The list of stocks similar to NVIDIA according
to this AI
For example, let’s say we asked the question:
What stocks are similar to NVIDIA?
-
One investor might look at semiconductor
stocks with a similar financial health sheet
in 2023
-
Another investor might look at AI stocks that
are growing in revenue and income as fast as
NVIDIA
-
Yet another investor might look at NVIDIA’s
nearest competitors, using news websites or
forums
That’s the inherent problem with language.
It’s imprecise. And when we use language models,
we have to transform this ambiguity into a
concrete input to gather the data. As a result,
different language models might have different
outputs for the same exact inputs.
But there are ways of solving this challenge,
both as the developer of LLM apps and as an
end-user.
-
As a user, be precise: when using LLM applications, be as precise as
you can. Instead of saying “what stocks are
similar to NVIDIA?”, you can say “which stocks
are similar to NVIDIA in industry and have a
2021, 2022, and 2023 fundamental stock ranking
within 1 point of NVIDIA?”
-
As a developer, be transparent: whenever you can, have the language model
state any assumptions that it made, and give
users the freedom to change those assumptions
-
As a person, be aware: simple being aware of these inherent flaws
with language will allow you to wield these
tools with better precision and control
By combining these strategies, you’ll unlock
more from LLM-driven insights than the average
investor.
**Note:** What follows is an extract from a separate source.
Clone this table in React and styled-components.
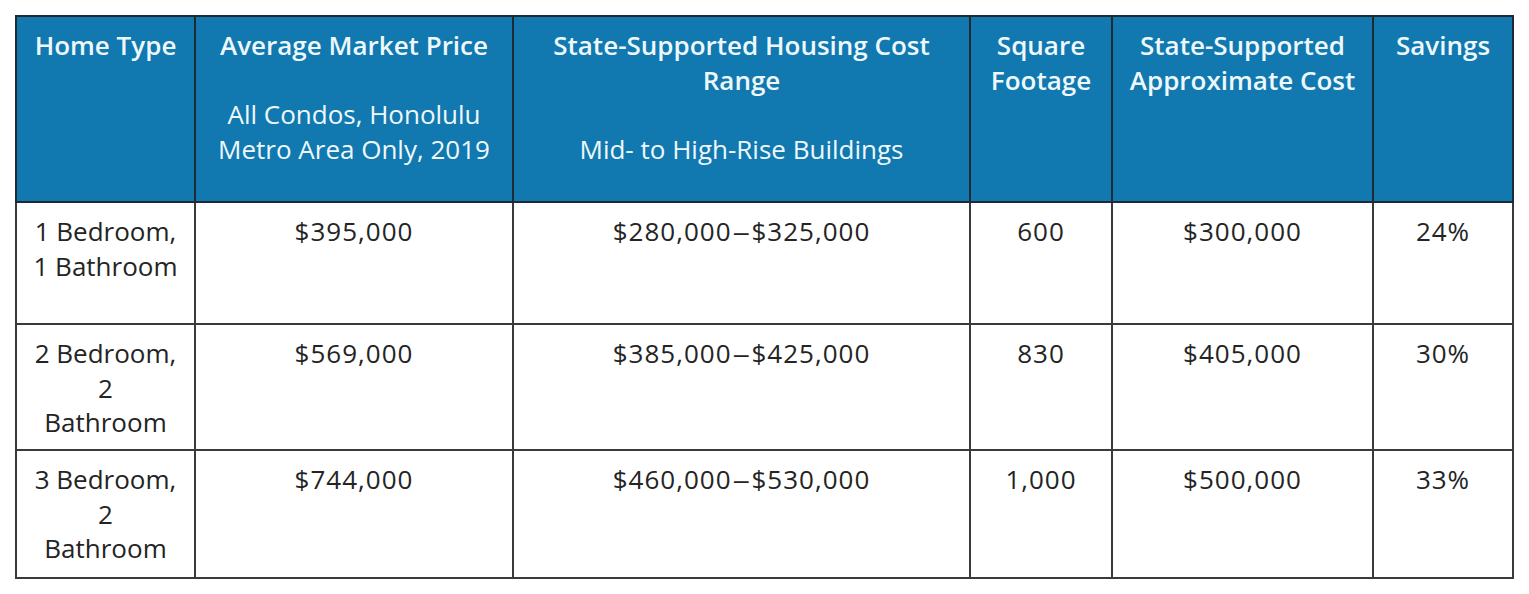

Language models aren’t a silver bullet
for investing, but when used properly, can allow
you to perform research faster, with more depth,
and with better strategies than without them.
Concluding Thoughts
Nobody ever talks about the pitfalls of
language itself when it
comes to developing LLM applications.
Natural language is imprecise, and leaves room
for creativity. In contrast, structured
languages like SQL and programming languages
like Python are exact — they will always return
the same exact output for a given input.
Nevertheless, I’ve managed to solve these
problems. For one, I’ve given language models
access to up-to-date financial data that makes
working with them more accurate and precise.
Moreover, I’ve learned how to transform
ambiguous user inquiries into concrete actions
to be executed by the model.
But, I can’t do everything on my own. Language
itself is imperfect, which is why its your
responsibility to understand these pitfalls and
actively work to mitigate them when interaction
with these language models.
And when you do, your portfolio’s performance
will be nothing short of astronomical.